The family were very sorry, that she was going; they even seemed offended she thought. However, they threw party for her and she has kept in touch with them.

What has Rachel learned from going to Nicaragua and what can others learn from her experience? She cautions other 'year-outers' to be more careful if they want to do volunteering although she does not want to put any blame on the organisation which helped her go, acknowledging that perhaps someone with more initiative could have done more. Her rather idealistic desire to help others less fortunate than herself was not fulfilled. "It was all rather a waste really.", she says.

Instead she gained a lot from living with "...poor people who are so lovely and hospitable......". She learned that she could survive. "Now I know how easy it is to travel, how to budget, eat cheaply and how to be open to other people. It made me think that you can live off your own initiative.".

Coming back home the contrast from a warm Latin-American society was disorienting. "Noticing how people aren't very friendly, people don't smile very much, I couldn't stand it at first. (England is) a cold society but it is my society and I belong here.".

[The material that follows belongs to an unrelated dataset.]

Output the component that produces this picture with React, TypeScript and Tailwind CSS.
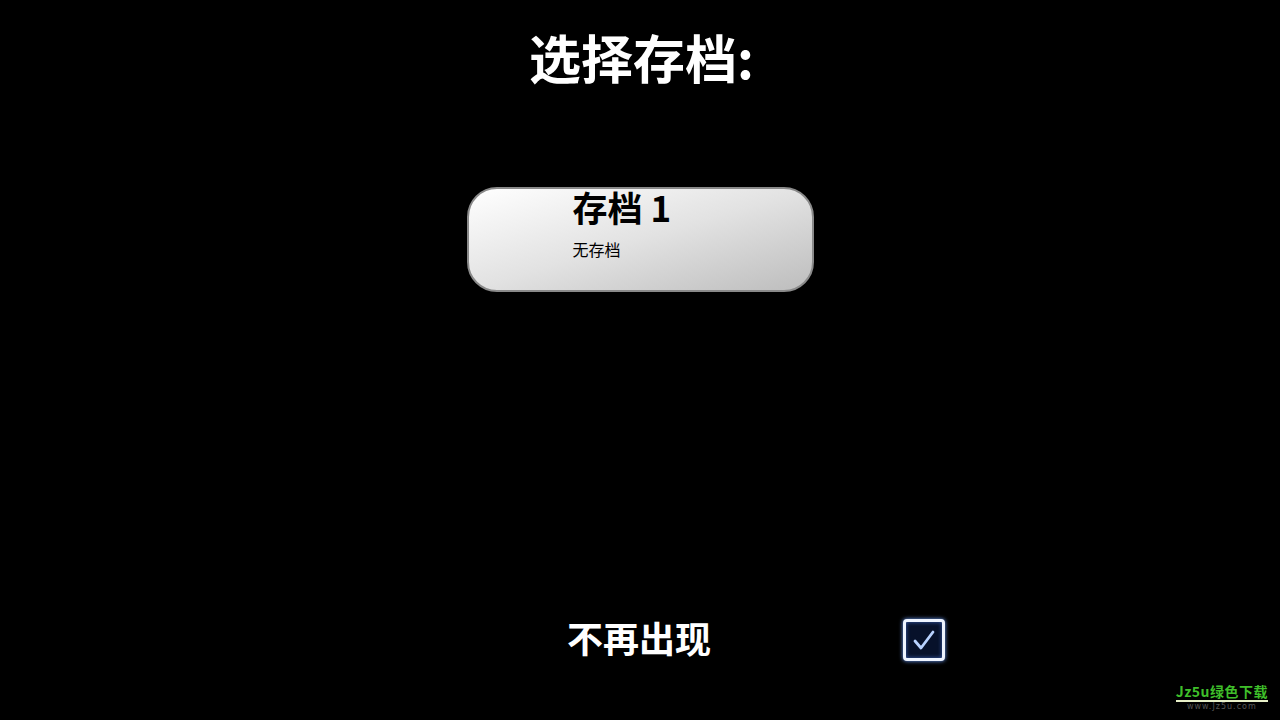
import React from "react";

const cjk = { fontFamily: '"Noto Sans CJK SC", "Noto Sans", sans-serif' };

export default function App() {
  return (
    <div className="relative w-[1280px] h-[720px] bg-black overflow-hidden flex flex-col items-center" style={cjk}>
      <h1 className="mt-[21px] text-white text-[52px] leading-[72px] font-bold ml-[3px]">选择存档:</h1>
      <div className="mt-[94px] w-[347px] h-[105px] rounded-[30px] border-2 border-[#8a8a8a] bg-gradient-to-br from-[#ffffff] via-[#e2e2e2] to-[#bdbdbd] flex flex-col pl-[104px]">
        <div className="text-black text-[35px] leading-[38px] font-bold -mt-[1px]">存档 1</div>
        <div className="text-black text-[16px] leading-[20px] mt-[13px]">无存档</div>
      </div>
      <div className="mt-[323px] w-[378px] flex items-start justify-between ml-[232px]">
        <span className="text-white text-[36px] leading-[44px] font-bold">不再出现</span>
        <div className="mt-[4px] w-[42px] h-[42px] rounded-[4px] border-[3px] border-[#eef4ff] bg-[#07112a] flex items-center justify-center shadow-[0_0_4px_#6fa0ff,inset_0_0_4px_#3b5fae]">
          <svg width="28" height="26" viewBox="0 0 28 26">
            <path d="M5 14 L11 21 L23 5" fill="none" stroke="#b8d2ff" strokeWidth="2.8" strokeLinecap="round" strokeLinejoin="round" />
          </svg>
        </div>
      </div>
      <div className="absolute right-[12px] bottom-[8px] flex flex-col items-center">
        <div className="text-[#3fbf2a] text-[14px] leading-[16px] font-bold tracking-[0.5px]">Jz5u绿色下载</div>
        <div className="w-[92px] h-[2px] bg-[#e8f0c8] mt-[1px]" />
        <div className="text-[#555] text-[8px] leading-[10px] tracking-[1px]" style={{ fontFamily: '"DejaVu Sans", sans-serif' }}>www.Jz5u.com</div>
      </div>
    </div>
  );
}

An NSC spokesperson was concerned about Rachel's experience. They usually send groups of people who have been thoroughly briefed to specific organised projects. Lone volunteers, she said need a) a high degree of self-knowledge, b) they must ask numerous questions before going and c) it is vital that they ascertain what back-up and support will be available where they are going. She was extremely interested in Rachel's story and said that this information is immensely useful for the organisers at this end. Rachel herself begged me not to use the name of the organisation which sent her out and did not want to blame the man who had been "very nice". However, she was resentful particularly about the unfriendly way she was received by the NSC representative in Leon.

What effect will this experience have on the way she lives her life in the future and will she go on to do something to help the Nicaraguans? "What they really need is more money, and techniques of being self-sufficient. Even though they are working hard there's a lot of people who are sucking the money from them....some women have a terrible time....the men just drink all the money...there's got to be a way of getting a more equal share for people who can't work.". One day, when she has left Drama College Rachel may go out to see some Women's Projects in Nicaragua. Maybe one day she will do something there involving sociodrama which can help challenge patriarchal attitudes.

Perhaps it takes a more sophisticated understanding of the economic relationship between Western countries and Developing countries, an appreciation of how different societal, cultural and religious values effect people's lives and the importance of understanding the complexity of people's reaction to political and societal turmoil and personal tragedy. Those living in a stable society cannot appreciate how living in a society torn apart by war, environmental disasters, societal and economic devastation effects people. What is salutary is that Donna Coco and her family accepted a young woman into their home, and were happy for her to stay there with no expectation that she should contribute anything apart from the small amount for her keep.

Rachel's story must surely make those who long to help others less fortunate than themselves think hard about how they act on altruistic urges. That she seemed ill-informed and ill- prepared surely demands answers from an organisation which sent a naive young woman into a different culture where there appeared to be no work and no support. That Rachel appears to have been helped far more by the people of Nicaragua than vice versa is yet another irony in the continuing saga of the relationship between the Developing world and ourselves.